Links: das Camp in Selele – Rechts: Der Löwe von Sinelapche (Kreis)
Selele La: der letzte Pass vor dem Abstieg nach Ghunsa
Wer gedacht hat, jetzt würde es rapide hinunter nach Ghunsa gehen, hat sich gewaltig
getäuscht. Nach jedem Bergrücken folgt ein anderer. Um 11.00 Uhr zeigt mein Höhenmesser
noch immer über 4000 Meter an. Wann kommt denn endlich dieser Abstieg? Ich habe Hunger.
Als ich Ram frage wann und wo es das Mittagessen gibt, antwortet er lakonisch „no Lunch!“.
Ich bin verdutzt. Das kann doch nicht sein. Spinnen die eigentlich einem nichts Essen zu
geben? Wie soll man eine körperliche Leistung vollbringen, wenn einem nichts gefuttert wird?

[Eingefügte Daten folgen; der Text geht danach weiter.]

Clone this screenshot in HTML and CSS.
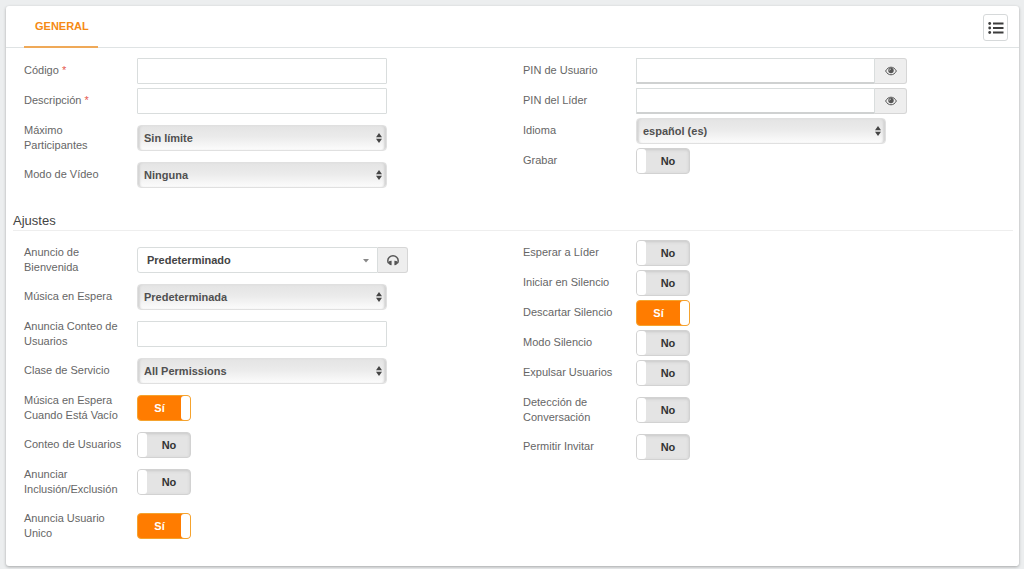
FILE: index.html
```html
<!DOCTYPE html>
<html lang="es">
<head>
<meta charset="utf-8">
<meta name="viewport" content="width=device-width, initial-scale=1">
<title>Conferencia</title>
<link rel="stylesheet" href="styles.css">
</head>
<body>
<svg class="sprite" aria-hidden="true">
  <symbol id="sort" viewBox="0 0 6 10"><path d="M3 0 6 4.2H0zM0 5.8h6L3 10z"/></symbol>
  <symbol id="caret" viewBox="0 0 6 4"><path d="M0 0h6L3 3.4z"/></symbol>
  <symbol id="eye" viewBox="0 0 12 10">
    <path fill="none" stroke="currentColor" stroke-width="1" d="M.6 5C2 2.5 3.800 1.200 6 1.200S10 2.500 11.400 5C10 7.500 8.200 8.800 6 8.800S2 7.500.6 5z"/>
    <circle cx="6" cy="4.500" r="2.700"/>
    <path fill="none" stroke="#eee" stroke-width=".7" d="M4.500 4.500A1.500 1.500 0 0 1 6 3"/>
  </symbol>
  <symbol id="headphones" viewBox="0 0 12 11">
    <path fill="none" stroke="currentColor" stroke-width="1.5" d="M1.900 8.400C.9 7.700.8 6.600.8 5.800a5.200 5 0 0 1 10.400 0c0 .8-.1 1.900-1.100 2.600"/>
    <path d="M2 6.200Q3 5.600 4.600 5.700V10.300Q2.600 10.300 2 9zM10 6.200Q9 5.600 7.400 5.700V10.300Q9.400 10.300 10 9z"/>
  </symbol>
</svg>
<main class="card">
  <header class="card-header">
    <nav class="tabs"><a class="tab" href="#general">GENERAL</a></nav>
    <button class="list-button" type="button" aria-label="Lista">
      <svg class="list-icon" viewBox="0 0 16 12" aria-hidden="true"><path d="M5 .5h10.500v2H5zM5 5h10.500v2H5zM5 9.500h10.500v2H5z"/><circle cx="1.700" cy="1.500" r="1.400"/><circle cx="1.700" cy="6" r="1.400"/><circle cx="1.700" cy="10.500" r="1.400"/></svg>
    </button>
  </header>
  <form id="general">
    <section class="columns">
      <div class="column">
        <div class="row"><label class="name" for="codigo">Código <span class="required">*</span></label><input class="text" id="codigo" type="text" required></div>
        <div class="row"><label class="name" for="descripcion">Descripción <span class="required">*</span></label><input class="text" id="descripcion" type="text" required></div>
        <div class="row"><label class="name" for="maximo">Máximo Participantes</label><div class="select-box"><select class="select" id="maximo"><option>Sin límite</option></select><svg class="sort"><use href="#sort"/></svg></div></div>
        <div class="row"><label class="name" for="video">Modo de Vídeo</label><div class="select-box"><select class="select" id="video"><option>Ninguna</option></select><svg class="sort"><use href="#sort"/></svg></div></div>
      </div>
      <div class="column">
        <div class="row"><label class="name" for="pin-usuario">PIN de Usuario</label><div class="group"><input class="text pin" id="pin-usuario" type="password"><button class="addon" type="button" aria-label="Mostrar PIN de usuario"><svg class="eye"><use href="#eye"/></svg></button></div></div>
        <div class="row"><label class="name" for="pin-lider">PIN del Líder</label><div class="group"><input class="text pin" id="pin-lider" type="password"><button class="addon" type="button" aria-label="Mostrar PIN del líder"><svg class="eye"><use href="#eye"/></svg></button></div></div>
        <div class="row"><label class="name" for="idioma">Idioma</label><div class="select-box"><select class="select" id="idioma"><option>español (es)</option></select><svg class="sort"><use href="#sort"/></svg></div></div>
        <div class="row"><label class="name" for="grabar">Grabar</label><label class="switch"><input id="grabar" type="checkbox"><span class="off">No</span><span class="on">Sí</span></label></div>
      </div>
    </section>
    <h2 class="section-title">Ajustes</h2>
    <section class="columns">
      <div class="column">
        <div class="row"><label class="name" for="anuncio">Anuncio de Bienvenida</label><div class="group"><div class="picker-box"><select class="picker" id="anuncio"><option>Predeterminado</option></select><svg class="caret"><use href="#caret"/></svg></div><button class="addon listen" type="button" aria-label="Escuchar"><svg class="headphones"><use href="#headphones"/></svg></button></div></div>
        <div class="row"><label class="name" for="musica">Música en Espera</label><div class="select-box"><select class="select" id="musica"><option>Predeterminada</option></select><svg class="sort"><use href="#sort"/></svg></div></div>
        <div class="row"><label class="name" for="conteo-anuncio">Anuncia Conteo de Usuarios</label><input class="text" id="conteo-anuncio" type="text"></div>
        <div class="row"><label class="name" for="clase">Clase de Servicio</label><div class="select-box"><select class="select" id="clase"><option>All Permissions</option></select><svg class="sort"><use href="#sort"/></svg></div></div>
        <div class="row"><label class="name" for="musica-vacio">Música en Espera Cuando Está Vacío</label><label class="switch"><input id="musica-vacio" type="checkbox" checked><span class="off">No</span><span class="on">Sí</span></label></div>
        <div class="row"><label class="name" for="conteo">Conteo de Usuarios</label><label class="switch"><input id="conteo" type="checkbox"><span class="off">No</span><span class="on">Sí</span></label></div>
        <div class="row"><label class="name" for="inclusion">Anunciar Inclusión/Exclusión</label><label class="switch"><input id="inclusion" type="checkbox"><span class="off">No</span><span class="on">Sí</span></label></div>
        <div class="row"><label class="name" for="unico">Anuncia Usuario Unico</label><label class="switch"><input id="unico" type="checkbox" checked><span class="off">No</span><span class="on">Sí</span></label></div>
      </div>
      <div class="column">
        <div class="row"><label class="name" for="esperar">Esperar a Líder</label><label class="switch"><input id="esperar" type="checkbox"><span class="off">No</span><span class="on">Sí</span></label></div>
        <div class="row"><label class="name" for="iniciar">Iniciar en Silencio</label><label class="switch"><input id="iniciar" type="checkbox"><span class="off">No</span><span class="on">Sí</span></label></div>
        <div class="row"><label class="name" for="descartar">Descartar Silencio</label><label class="switch"><input id="descartar" type="checkbox" checked><span class="off">No</span><span class="on">Sí</span></label></div>
        <div class="row"><label class="name" for="modo">Modo Silencio</label><label class="switch"><input id="modo" type="checkbox"><span class="off">No</span><span class="on">Sí</span></label></div>
        <div class="row"><label class="name" for="expulsar">Expulsar Usuarios</label><label class="switch"><input id="expulsar" type="checkbox"><span class="off">No</span><span class="on">Sí</span></label></div>
        <div class="row"><label class="name" for="deteccion">Detección de Conversación</label><label class="switch"><input id="deteccion" type="checkbox"><span class="off">No</span><span class="on">Sí</span></label></div>
        <div class="row"><label class="name" for="invitar">Permitir Invitar</label><label class="switch"><input id="invitar" type="checkbox"><span class="off">No</span><span class="on">Sí</span></label></div>
      </div>
    </section>
  </form>
</main>
</body>
</html>
```
FILE: styles.css
```css
* { box-sizing: border-box; }

body {
  margin: 0;
  padding: 6px 5px 3px 6px;
  background: #eceeef;
  color: #666;
  font: 11px/15px "Liberation Sans", Arial, sans-serif;
}

input, select, button { margin: 0; font: inherit; color: inherit; }

svg { display: block; fill: currentColor; }

.sprite { position: absolute; width: 0; height: 0; }

.card {
  padding-bottom: 18px;
  background: #fff;
  border-radius: 3px;
  box-shadow: 0 1px 3px rgba(0, 0, 0, .3);
}

.card-header {
  display: flex;
  justify-content: space-between;
  align-items: stretch;
  height: 42px;
  padding: 0 11px 0 18px;
  border-bottom: 1px solid #dfe3e4;
}

.tabs { display: flex; }

.tab {
  height: 42px;
  padding: 13px 9px 0 11px;
  border-bottom: 2px solid #efa958;
  color: #f58a14;
  font-weight: bold;
  text-decoration: none;
}

.list-button {
  display: grid;
  place-items: center;
  align-self: center;
  width: 25px;
  height: 27px;
  margin-top: 2px;
  padding: 0;
  border: 1px solid #d6d9da;
  border-radius: 3px;
  background: #fff;
  color: #3d3d3d;
}

.list-icon { width: 16px; height: 12px; }

.columns {
  display: grid;
  grid-template-columns: 1fr 1fr;
  column-gap: 3px;
  padding: 8px 0 0 18px;
}

.row {
  display: grid;
  grid-template-columns: 98px minmax(0, 1fr);
  column-gap: 15px;
  align-items: center;
  min-height: 30px;
}

.name { align-self: start; padding: 7px 0; }

.required { color: #e5584f; }

.text {
  width: 100%;
  max-width: 250px;
  height: 26px;
  padding: 0 6px;
  border: 1px solid #d9dddd;
  border-radius: 1px;
  background: #fff;
}

.select-box { position: relative; max-width: 250px; }

.select {
  display: block;
  width: 100%;
  height: 26px;
  padding: 0 20px 0 6px;
  border: 1px solid #e0e0e0;
  border-radius: 4px;
  appearance: none;
  background: linear-gradient(#e4e4e4, #ebebeb 45%, #fcfcfc);
  box-shadow: inset 3px 0 2px -1px #d4d4d4, inset -3px 0 2px -1px #d4d4d4;
  color: #505050;
  font-weight: bold;
}

.sort {
  position: absolute;
  top: 8px;
  right: 5px;
  width: 6px;
  height: 10px;
  color: #444;
  pointer-events: none;
}

.group { display: flex; max-width: 271px; }

.pin {
  flex: 1;
  min-width: 0;
  border-bottom: 2px solid #cfd1d1;
}

.addon {
  display: grid;
  place-items: center;
  width: 32px;
  height: 26px;
  padding: 0;
  border: 1px solid #d6d6d6;
  border-left: 0;
  border-radius: 0 3px 3px 0;
  background: #eee;
  color: #555;
}

.listen { width: 30px; }
.eye { width: 12px; height: 10px; }
.headphones { width: 12px; height: 11px; }

.picker-box { position: relative; flex: 1; }

.picker {
  display: block;
  width: 100%;
  height: 26px;
  padding: 0 20px 0 9px;
  border: 1px solid #d9dddd;
  border-radius: 3px 0 0 3px;
  appearance: none;
  background: #fff;
  color: #444;
  font-weight: bold;
}

.caret {
  position: absolute;
  top: 12px;
  right: 9px;
  width: 6px;
  height: 4px;
  color: #888;
  pointer-events: none;
}

.switch {
  position: relative;
  display: flex;
  width: 54px;
  height: 26px;
  padding-left: 10px;
  border: 1px solid #d2d2d2;
  border-radius: 4px;
  background: #e4e4e4;
  box-shadow: inset 0 1px 3px #c8c8c8;
  color: #333;
  font-weight: bold;
  line-height: 24px;
  text-align: center;
}

.switch input {
  position: absolute;
  inset: 0;
  width: 100%;
  height: 100%;
  opacity: 0;
}

.switch::before {
  content: "";
  position: absolute;
  top: 0;
  bottom: 0;
  left: 0;
  width: 9px;
  border-radius: 3px;
  background: #fff;
}

.switch span { flex: 1; }
.switch .on { display: none; }

.switch:has(:checked) {
  padding: 0 9px 0 0;
  border-color: #f5a32e;
  background: #ff7c00;
  box-shadow: none;
  color: #fff;
}

.switch:has(:checked)::before { left: auto; right: 0; }
.switch:has(:checked) .on { display: block; }
.switch:has(:checked) .off { display: none; }

.section-title {
  margin: 22px 6px 0 7px;
  border-bottom: 1px solid #eee;
  color: #444;
  font-size: 13px;
  font-weight: normal;
  line-height: 18px;
}
.section-title + .columns { padding-top: 7px; }
```
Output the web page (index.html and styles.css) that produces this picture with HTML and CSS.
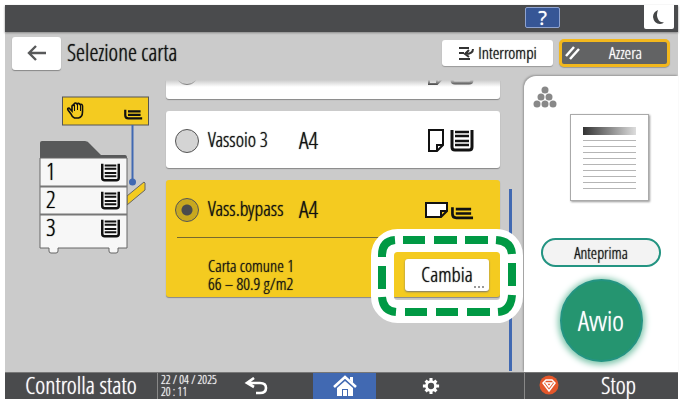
FILE: index.html
```html
<!DOCTYPE html>
<html lang="it">
<head>
  <meta charset="UTF-8">
  <meta name="viewport" content="width=device-width, initial-scale=1.0">
  <title>Selezione carta</title>
  <link rel="stylesheet" href="styles.css">
</head>
<body>

  <!-- shared icons -->
  <svg class="defs" aria-hidden="true">
    <symbol id="tray" viewBox="0 0 24 23">
      <path d="M2 1v17q0 3 3 3h14q3 0 3-3V1" fill="none" stroke="#111" stroke-width="3"/>
      <path d="M5 3h14M5 7h14M5 12h14M5 16h14" stroke="#111" stroke-width="2.4"/>
    </symbol>
    <symbol id="bypass" viewBox="0 0 24 14">
      <path d="M1.500 1v7q0 4 4 4H23" fill="none" stroke="#111" stroke-width="2.800"/>
      <path d="M5 3h16M5 7.500h16" stroke="#111" stroke-width="2.800"/>
    </symbol>
  </svg>

  <div class="screen">
    <header class="topbar">
      <button class="help-btn" aria-label="Guida">?</button>
      <button class="sleep-btn" aria-label="Risparmio energia">
        <svg width="14" height="16" viewBox="0 0 14 16"><path d="M6 1Q1 3 1 8q1 7 7 7 3 0 4-2-4 1-6-3-2-4 0-9z" fill="#444647"/></svg>
      </button>
    </header>

    <div class="titlebar">
      <button class="back-btn" aria-label="Indietro">
        <svg width="20" height="16" viewBox="0 0 20 16"><path d="M9 1L2 8l7 7M2 8h17" fill="none" stroke="#58595a" stroke-width="2.400"/></svg>
      </button>
      <h1>Selezione carta</h1>
      <button class="action-btn">
        <svg width="17" height="15" viewBox="0 0 17 15"><path d="M1 2h10M1 13h11M1 7h5M15 3q0 5-8 5M11 4L7 8l4 3" fill="none" stroke="#333" stroke-width="2"/></svg>
        Interrompi
      </button>
      <button class="action-btn reset-btn">
        <svg width="16" height="14" viewBox="0 0 16 14"><path d="M1 10l8-9M5 13l9-10" stroke="#fff" stroke-width="2.500"/></svg>
        <span>Azzera</span>
      </button>
    </div>

    <main class="content">
      <div class="machine">
        <svg width="110" height="158" viewBox="0 0 110 158">
          <rect x="23.500" y="1" width="86" height="28" fill="#f4cb20" stroke="#555"/>
          <path d="M32 18l-3-4q-1-2 1-2l3 3v-5q1-2 2 0V8q1.500-2 3 0 1.500-1.500 3 .5 2-1 2.500 1.500v6q0 5-4 6h-4q-2.500-1-3.500-4z" fill="none" stroke="#111" stroke-width="1.600"/>
          <path d="M35.500 9v6M38.500 8v6M41.500 9v6" stroke="#111"/>
          <use href="#bypass" x="85" y="13" width="19" height="11"/>
          <path d="M93.500 29v56" stroke="#4169b2" stroke-width="2"/>
          <circle cx="93.500" cy="86" r="3.500" fill="#4169b2"/>
          <path d="M88 100l17-14 1 1v7l-18 15z" fill="#f4cb20" stroke="#666"/>
          <path d="M1 62V47q0-2 2-2h43q3 0 5 3l11 11h24q2 0 2 3z" fill="#58595a"/>
          <path d="M1 62h87v90H79v3q0 2-2 2h-5q-2 0-2-2v-3H19v3q0 2-2 2h-5q-2 0-2-2v-3H1z" fill="#f7f7f7" stroke="#666"/>
          <path d="M1 90.500h87M1 118.500h87" stroke="#777" stroke-width="2"/>
          <use href="#tray" x="61" y="67" width="21" height="19"/>
          <use href="#tray" x="61" y="95" width="21" height="19"/>
          <use href="#tray" x="61" y="123" width="21" height="19"/>
          <g class="tray-number">
            <text x="7" y="84">1</text>
            <text x="7" y="112">2</text>
            <text x="7" y="140">3</text>
          </g>
        </svg>
      </div>

      <form class="tray-list">
        <div class="peek">
          <div class="tray-row">
            <input type="radio" name="tray" aria-label="Vassoio 2">
            <span class="icons">
              <svg width="16" height="23" viewBox="0 0 16 23"><path d="M1 1h14v15l-6 6H1zM15 16H9v6" fill="#fff" stroke="#111" stroke-width="2"/></svg>
              <svg width="24" height="23"><use href="#tray"/></svg>
            </span>
          </div>
        </div>

        <div class="card tray-row">
          <input type="radio" name="tray" id="tray3">
          <label for="tray3">Vassoio 3</label>
          <span class="size">A4</span>
          <span class="icons">
            <svg width="16" height="23" viewBox="0 0 16 23"><path d="M1 1h14v15l-6 6H1zM15 16H9v6" fill="#fff" stroke="#111" stroke-width="2"/></svg>
            <svg width="24" height="23"><use href="#tray"/></svg>
          </span>
        </div>

        <div class="card selected">
          <div class="tray-row">
            <input type="radio" name="tray" id="bypassTray" checked>
            <label for="bypassTray">Vass.bypass</label>
            <span class="size">A4</span>
            <span class="icons">
              <svg width="23" height="16" viewBox="0 0 23 16"><path d="M1 1h21v8l-6 6H1zM22 9h-6v6" fill="#fff" stroke="#111" stroke-width="2"/></svg>
              <svg class="low" width="23" height="14"><use href="#bypass"/></svg>
            </span>
          </div>
          <div class="details">
            <p>Carta comune 1<br>66 – 80.9 g/m2</p>
            <div class="change">
              <button type="button" class="change-btn">Cambia<span class="dots" aria-hidden="true"></span></button>
              <svg class="callout" width="152" height="96" viewBox="0 0 152 96">
                <rect x="11.500" y="12.500" width="129" height="71" rx="15" fill="none" stroke="#fff" stroke-width="23"/>
                <path d="M11 29v-2Q11 13 24 12M32 12h22M63 12h23M94 12h23M125 12Q140 13 141 26M141 35v23M141 67Q140 83 127 84M119 84H96M87 84H65M56 84H34M25 84Q12 83 11 69M11 61V38" fill="none" stroke="#009944" stroke-width="8"/>
              </svg>
            </div>
          </div>
        </div>
      </form>

      <div class="scroll"></div>

      <aside class="panel">
        <svg class="toner" width="24" height="22" viewBox="0 0 24 22">
          <g fill="#888"><circle cx="12" cy="4" r="3.500"/><circle cx="8" cy="11" r="3.500"/><circle cx="16" cy="11" r="3.500"/><circle cx="4" cy="18" r="3.500"/><circle cx="12" cy="18" r="3.500"/><circle cx="20" cy="18" r="3.500"/></g>
        </svg>
        <div class="page">
          <div class="page-head"></div>
          <div class="page-lines"></div>
        </div>
        <button class="preview-btn">Anteprima</button>
        <button class="start-btn">Avvio</button>
      </aside>
    </main>

    <footer class="bottombar">
      <button class="status-btn">Controlla stato</button>
      <time datetime="2025-04-22T20:11">22 / 04 / 2025<br>20 : 11</time>
      <nav>
        <button class="undo-btn" aria-label="Torna indietro">
          <svg width="24" height="18" viewBox="0 0 24 18"><path d="M10 1L3 6l7 4M4 6h12q6 0 6 5t-6 5h-4" fill="none" stroke="#fff" stroke-width="2.600"/></svg>
        </button>
        <button class="home-btn" aria-label="Home">
          <svg width="26" height="22" viewBox="0 0 26 22"><path d="M2 12L13 2l11 10" fill="none" stroke="#fff" stroke-width="2.600"/><path d="M18 2h3v6l-3-3zM13 6l8 7v8h-5v-7h-6v7H5v-8zM11 15h4v6h-4z" fill="#fff"/></svg>
        </button>
        <button aria-label="Impostazioni">
          <svg width="18" height="18" viewBox="0 0 20 20"><circle cx="10" cy="10" r="5" fill="none" stroke="#fff" stroke-width="3"/><path d="M10 1v4M10 15v4M1 10h4M15 10h4M4 4l2 2M14 14l2 2M4 16l2-2M14 6l2-2" stroke="#fff" stroke-width="3.400"/></svg>
        </button>
      </nav>
      <button class="stop-btn">
        <svg width="20" height="20" viewBox="0 0 20 20"><circle cx="10" cy="10" r="9.500" fill="#e4572b"/><path d="M7 5h6l3 3-6 8-6-8zM7 8h6l-3 4z" fill="none" stroke="#fff" stroke-width="1.500"/></svg>
        <span>Stop</span>
      </button>
    </footer>
  </div>

</body>
</html>
```

FILE: styles.css
```css
* {
  box-sizing: border-box;
}
body {
  margin: 0;
  padding: 5px 6px 5px 5px;
  min-height: 100vh;
  display: flex;
  background: #fff;
  color: #111;
  font-family: 'Open Sans Condensed Light', 'Roboto Condensed', 'Open Sans', sans-serif;
  text-shadow: 0 0 1px currentColor;
}
button {
  font: inherit;
  color: inherit;
  text-shadow: 0 0 1px currentColor;
  border: none;
  padding: 0;
  cursor: pointer;
}
.defs {
  position: absolute;
  width: 0;
  height: 0;
}
.screen {
  flex: 1;
  display: flex;
  flex-direction: column;
  background: #cbcbcb;
}

/* top bar */
.topbar {
  height: 27px;
  background: #4a4b4d;
  display: flex;
  justify-content: flex-end;
  gap: 84px;
  padding-right: 4px;
  box-shadow: 0 1px 2px #888;
}
.help-btn {
  width: 35px;
  height: 21px;
  margin-top: 2px;
  background: #365696;
  border: 1px solid #8fa3cf;
  border-radius: 2px;
  color: #fff;
  font-family: 'Open Sans', sans-serif;
  font-size: 20px;
  line-height: 18px;
}
.sleep-btn {
  width: 30px;
  height: 24px;
  background: #fff;
  border-radius: 0 0 2px 2px;
  display: grid;
  place-items: center;
}

/* title row */
.titlebar {
  height: 44px;
  display: flex;
  align-items: center;
  gap: 6px;
  padding: 0 8px 2px 7px;
}
.back-btn {
  width: 49px;
  height: 33px;
  background: #fff;
  border-radius: 3px;
  box-shadow: 0 1px 1px #888;
  display: grid;
  place-items: center;
}
.titlebar h1 {
  flex: 1;
  margin: 0;
  padding-bottom: 2px;
  font-size: 23px;
  font-weight: normal;
  line-height: 32px;
}
.action-btn {
  width: 111px;
  height: 26px;
  background: #fff;
  border-radius: 3px;
  box-shadow: 0 1px 1px #999;
  font-size: 17px;
  line-height: 24px;
  display: flex;
  align-items: center;
  justify-content: center;
  gap: 3px;
}
.reset-btn {
  height: 28px;
  background: #626364;
  border: 3px solid #f3b81d;
  border-radius: 5px;
  color: #fff;
  padding-left: 3px;
}
.reset-btn span {
  flex: 1;
}

/* content */
.content {
  flex: 1;
  display: flex;
}
.machine {
  width: 161px;
  padding: 20px 0 0 34px;
}
.tray-number {
  font-size: 24px;
}
.tray-list {
  flex: 1;
  display: flex;
  flex-direction: column;
  gap: 12px;
  padding-top: 4px;
}
.peek {
  height: 19px;
  overflow: hidden;
  display: flex;
  flex-direction: column;
  justify-content: flex-end;
  background: #fff;
  border-radius: 0 0 3px 3px;
  box-shadow: 0 1px 1px #888;
  position: relative;
}
.peek::after {
  content: '';
  position: absolute;
  inset: 0 0 auto;
  height: 7px;
  background: linear-gradient(#cbcbcb, transparent);
}
.card {
  background: #fff;
  border-radius: 3px;
  box-shadow: 0 1px 1px #888;
}
.tray-row {
  flex: none;
  height: 57px;
  display: flex;
  align-items: center;
  padding: 2px 26px 0 9px;
}
.peek .tray-row {
  height: 54px;
}
.tray-row input {
  appearance: none;
  width: 24px;
  height: 24px;
  margin: 0 9px 0 0;
  border: 1px solid #555;
  border-radius: 50%;
  background: #d4d4d4;
}
.tray-row input:checked {
  background: radial-gradient(circle, #4a4b4d 5px, #c8a81f 6px);
}
.tray-row label {
  width: 91px;
  font-size: 20px;
  line-height: 24px;
  padding-bottom: 2px;
}
.tray-row .size {
  font-size: 24px;
  line-height: 28px;
  padding-bottom: 2px;
}
.icons {
  margin-left: auto;
  display: flex;
  align-items: center;
  gap: 6px;
}
.selected .icons {
  gap: 3px;
}
.low {
  margin-top: 6px;
}
.selected {
  background: #f4cb20;
}
.details {
  height: 60px;
  margin-left: 11px;
  padding: 0 11px 0 31px;
  border-top: 1px solid #77692e;
  display: flex;
  align-items: center;
  justify-content: space-between;
}
.details p {
  margin: 14px 0 0;
  font-size: 17px;
  line-height: 18px;
}
.change {
  position: relative;
  margin-top: 14px;
}
.change-btn {
  display: block;
  position: relative;
  width: 84px;
  height: 32px;
  padding-bottom: 2px;
  background: #fff;
  border-radius: 3px;
  box-shadow: 0 1px 2px #777;
  font-size: 21px;
  line-height: 26px;
}
.dots {
  position: absolute;
  right: 5px;
  bottom: 3px;
  width: 10px;
  height: 2px;
  background: repeating-linear-gradient(90deg, #999 0 2px, transparent 2px 4px);
}
.callout {
  position: absolute;
  top: -31px;
  left: -34px;
  z-index: 2;
  pointer-events: none;
}
.scroll {
  width: 3px;
  margin: 113px 12px 1px 9px;
  background: #4169b2;
}

/* right panel */
.panel {
  width: 154px;
  background: #fff;
  border-radius: 12px 0 0 0;
  box-shadow: -1px -1px 2px #999;
  display: flex;
  flex-direction: column;
  align-items: center;
  padding-top: 10px;
}
.toner {
  align-self: flex-start;
  margin-left: 9px;
}
.page {
  width: 79px;
  height: 87px;
  margin: 6px 0 0 16px;
  padding: 12px;
  border: 1px solid #aaa;
  box-shadow: 1px 1px 2px #999;
}
.page-head {
  height: 8px;
  background: linear-gradient(90deg, #333, #ddd);
}
.page-lines {
  height: 49px;
  margin-top: 5px;
  background: repeating-linear-gradient(#b5b5b5 0 1px, transparent 1px 6px);
}
.preview-btn {
  width: 120px;
  height: 29px;
  margin-top: 37px;
  background: #f3f3f3;
  border: 2px solid #249482;
  border-radius: 15px;
  font-size: 16px;
  line-height: 24px;
}
.start-btn {
  width: 83px;
  height: 83px;
  margin-top: 12px;
  padding-bottom: 2px;
  background: #259570;
  border: 2px solid #249482;
  border-radius: 50%;
  box-shadow: 0 1px 6px 2px #7dc5ab;
  color: #fff;
  font-size: 28px;
}

/* bottom bar */
.bottombar {
  height: 27px;
  background: #4a4b4d;
  border-top: 1px solid #777;
  color: #fff;
  display: flex;
}
.bottombar button {
  background: none;
  display: grid;
  place-items: center;
  line-height: 24px;
}
.bottombar .status-btn {
  width: 153px;
  padding-bottom: 2px;
  font-size: 24px;
  border-right: 1px solid #888;
}
.bottombar time {
  width: 60px;
  padding: 1px 0 0 3px;
  font-size: 12px;
  line-height: 12px;
  white-space: nowrap;
}
.bottombar nav {
  flex: 1;
  display: grid;
  grid-template-columns: 95px 63px 1fr;
  padding-right: 39px;
}
.bottombar .undo-btn {
  padding-right: 20px;
}
.bottombar .home-btn {
  background: #4169b2;
}
.bottombar .stop-btn {
  width: 154px;
  border-left: 1px solid #888;
  padding: 0 0 2px 14px;
  display: flex;
  align-items: center;
  font-size: 24px;
}
.stop-btn span {
  flex: 1;
}
```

Ich bin wütend und fluche lauthals heraus. Und was zu befürchten war trifft kurze Zeit auch
wieder ein: ich komme erneut kaum mehr vorwärts. Die Rettung ist ein Chapati das ich im
Rucksack vergessen hatte. Endlich geht es durch dichten Rhododendronwald hinunter zum
Yamtari Khola. Rechterhand öffnet sich das Tal, welches zum Lapsang La führt. Das Rauschen
des Baches wird immer lauter. Kurz vor Erreichen der Brücke kommt ein Träger mit Tee
entgegen. Vermutlich hatten sie in Ghunsa Bedenken, dass ich erneut zu später Stunde
eintreffen würde. Noch immer erbost trinke ich nichts davon. Können die selber saufen! Zu
allem Übel verspüre ich nun auch noch schmerzhafte Stiche im Fussgelenk. Ich muss die
Bergschuhe ausziehen. Mit den Turnschuhen geht es besser. Endlich erreiche ich die Brücke.